Booze smuggling is the only art I wish to learn.
And I was seriously flirting with changing the line to “Madonna and good teeth,” so I’m glad you appreciate a little cross-Pond sniping. The Brits, of course, got me back with Colin Firth and that movie he made speaking at the Westminster Dog Show, or something or other.
[...] The brainchild of Turbo Fruits’ highly advanced frontman Jonas Stein (a guy whose sub-Lou Reed holler-drawl draws comparisons to, um, a really stoned Lou Reed), late February’s first annual Bruise Cruise aboard the Carnival Imagination hosted 400 bleeding heart liberals and me for a 3-day, floating celebration of garage rock and all-you-can-eat soft serve. [...]


I’m thoroughly enjoying sitting here thinking about the idea of this cruise.

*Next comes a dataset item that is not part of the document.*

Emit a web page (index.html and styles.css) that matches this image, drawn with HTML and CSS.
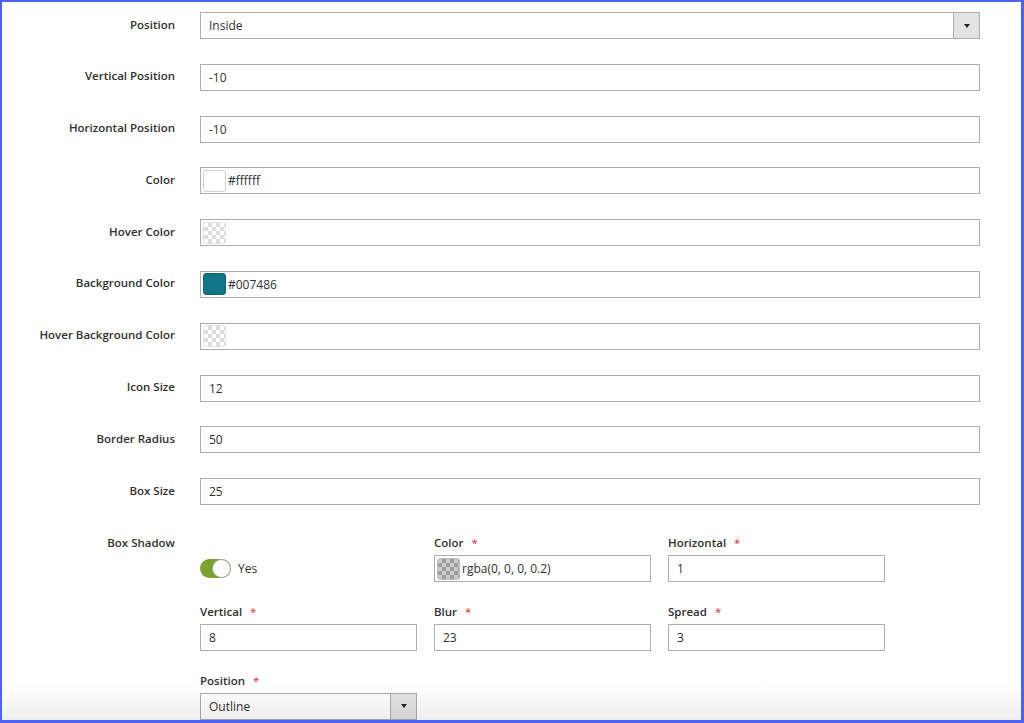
FILE: index.html
```html
<!DOCTYPE html>
<html lang="en">
<head>
<meta charset="utf-8">
<title>Badge settings</title>
<link rel="stylesheet" href="styles.css">
</head>
<body>
<div class="frame">
  <div class="form">
    <div class="row">
      <span class="label">Position</span>
      <div class="field select"><span class="select-value">Inside</span><span class="select-arrow"></span></div>
    </div>
    <div class="row">
      <span class="label">Vertical Position</span>
      <div class="field">-10</div>
    </div>
    <div class="row">
      <span class="label">Horizontal Position</span>
      <div class="field">-10</div>
    </div>
    <div class="row">
      <span class="label">Color</span>
      <div class="field color-field"><span class="swatch swatch-white"></span><span class="color-text">#ffffff</span></div>
    </div>
    <div class="row">
      <span class="label">Hover Color</span>
      <div class="field color-field"><span class="swatch swatch-empty"></span></div>
    </div>
    <div class="row">
      <span class="label">Background Color</span>
      <div class="field color-field"><span class="swatch swatch-teal"></span><span class="color-text">#007486</span></div>
    </div>
    <div class="row">
      <span class="label">Hover Background Color</span>
      <div class="field color-field"><span class="swatch swatch-empty"></span></div>
    </div>
    <div class="row">
      <span class="label">Icon Size</span>
      <div class="field">12</div>
    </div>
    <div class="row">
      <span class="label">Border Radius</span>
      <div class="field">50</div>
    </div>
    <div class="row">
      <span class="label">Box Size</span>
      <div class="field">25</div>
    </div>
    <div class="row row-shadow">
      <span class="label label-top">Box Shadow</span>
      <div class="shadow-grid">
        <div class="cell">
          <div class="sublabel"></div>
          <div class="toggle-wrap"><span class="toggle"><span class="knob"></span></span><span class="toggle-text">Yes</span></div>
        </div>
        <div class="cell">
          <div class="sublabel">Color<span class="req">*</span></div>
          <div class="field color-field"><span class="swatch swatch-shadow"></span><span class="color-text">rgba(0, 0, 0, 0.2)</span></div>
        </div>
        <div class="cell">
          <div class="sublabel">Horizontal<span class="req">*</span></div>
          <div class="field">1</div>
        </div>
        <div class="cell">
          <div class="sublabel">Vertical<span class="req">*</span></div>
          <div class="field">8</div>
        </div>
        <div class="cell">
          <div class="sublabel">Blur<span class="req">*</span></div>
          <div class="field">23</div>
        </div>
        <div class="cell">
          <div class="sublabel">Spread<span class="req">*</span></div>
          <div class="field">3</div>
        </div>
        <div class="cell">
          <div class="sublabel">Position<span class="req">*</span></div>
          <div class="field select"><span class="select-value">Outline</span><span class="select-arrow"></span></div>
        </div>
      </div>
    </div>
  </div>
</div>
</body>
</html>
```

FILE: styles.css
```css
* {
  box-sizing: border-box;
}

html, body {
  margin: 0;
  padding: 0;
  background: #ffffff;
}

body {
  font-family: "Open Sans", "Noto Sans", sans-serif;
  font-size: 12px;
  color: #303030;
}

.frame {
  position: relative;
  width: 1024px;
  height: 723px;
  border-style: solid;
  border-color: #4d63f6;
  border-width: 2px 3px 3px 2px;
  overflow: hidden;
  background: #ffffff;
}

.frame::after {
  content: "";
  position: absolute;
  left: 0;
  right: 0;
  bottom: 0;
  height: 36px;
  background: linear-gradient(to bottom, rgba(0, 0, 0, 0), rgba(0, 0, 0, 0.065));
  pointer-events: none;
}

.form {
  display: flex;
  flex-direction: column;
  gap: 24.8px;
  padding-top: 10px;
}

.row {
  display: grid;
  grid-template-columns: 173px 780px;
  column-gap: 25px;
  align-items: center;
}

.label {
  text-align: right;
  font-weight: 600;
  font-size: 11.5px;
  line-height: 16px;
  padding-bottom: 2px;
  color: #303030;
  white-space: nowrap;
}

.field {
  height: 27px;
  border: 1px solid #adadad;
  background: #ffffff;
  display: flex;
  align-items: center;
  padding: 0 8px;
  font-size: 12px;
  color: #303030;
  white-space: nowrap;
}

.select {
  padding-right: 0;
}

.select-value {
  flex: 1;
}

.select-arrow {
  width: 26px;
  height: 100%;
  background: #e3e3e3;
  border-left: 1px solid #adadad;
  display: flex;
  align-items: center;
  justify-content: center;
}

.select-arrow::before {
  content: "";
  width: 0;
  height: 0;
  border-left: 3.5px solid transparent;
  border-right: 3.5px solid transparent;
  border-top: 4px solid #222222;
}

.color-field {
  padding-left: 1px;
}

.swatch {
  width: 23px;
  height: 22px;
  margin-left: 1px;
  margin-right: 2px;
  border: 1px solid #d0d0d0;
  border-radius: 3px;
  flex: none;
}

.swatch-white {
  background: #ffffff;
}

.swatch-teal {
  background: #117585;
  border-color: #0d6676;
}

.swatch-empty {
  border-color: #e2e2e2;
  background: repeating-conic-gradient(#dcdcdc 0% 25%, #ffffff 0% 50%) 0 0 / 8px 8px;
}

.swatch-shadow {
  border-color: #bdbdbd;
  background:
    linear-gradient(rgba(0, 0, 0, 0.2), rgba(0, 0, 0, 0.2)),
    repeating-conic-gradient(#c4c4c4 0% 25%, #ffffff 0% 50%) 0 0 / 8px 8px;
}

.row-shadow {
  align-items: start;
  margin-top: 5.3px;
}

.label-top {
  padding-bottom: 0;
}

.shadow-grid {
  display: grid;
  grid-template-columns: repeat(3, 217px);
  column-gap: 17px;
  row-gap: 21.7px;
}

.sublabel {
  height: 16px;
  line-height: 16px;
  margin-bottom: 4px;
  font-weight: 600;
  font-size: 11.5px;
  color: #303030;
  white-space: nowrap;
}

.req {
  color: #e22626;
  margin-left: 8px;
  font-weight: 400;
}

.toggle-wrap {
  height: 27px;
  display: flex;
  align-items: center;
  gap: 7px;
}

.toggle {
  position: relative;
  width: 31px;
  height: 19px;
  border-radius: 10px;
  background: #79a22e;
  display: block;
}

.knob {
  position: absolute;
  right: 0;
  top: 0;
  width: 19px;
  height: 19px;
  border-radius: 50%;
  background: #ffffff;
  border: 1px solid #a9a9a9;
}

.toggle-text {
  font-size: 12px;
  color: #303030;
}
```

It’s ironic that what sounds like a bunch of hardcore non-conformist bros decided that the best venue for themselves would be the most structured vacation on Earth.
The terms “cruise” and “punk rock” make for such a terrific oxymoron that I cannot even begin to describe it.
I’m trying to think of any place on any cruise that I have ever been on where this would fit in and I’m struggling pretty hard. Oh, and I’ve been on either 16 or 17 cruises (can’t remember).
I have so many questions. Did they even try to keep the traditional functions of four-course meals and yuppy presentations? Did anyone besides you use the pool? Why does it look like the cruise ship had its own version of 1982 that every band played in? Ah, need, beer, summit.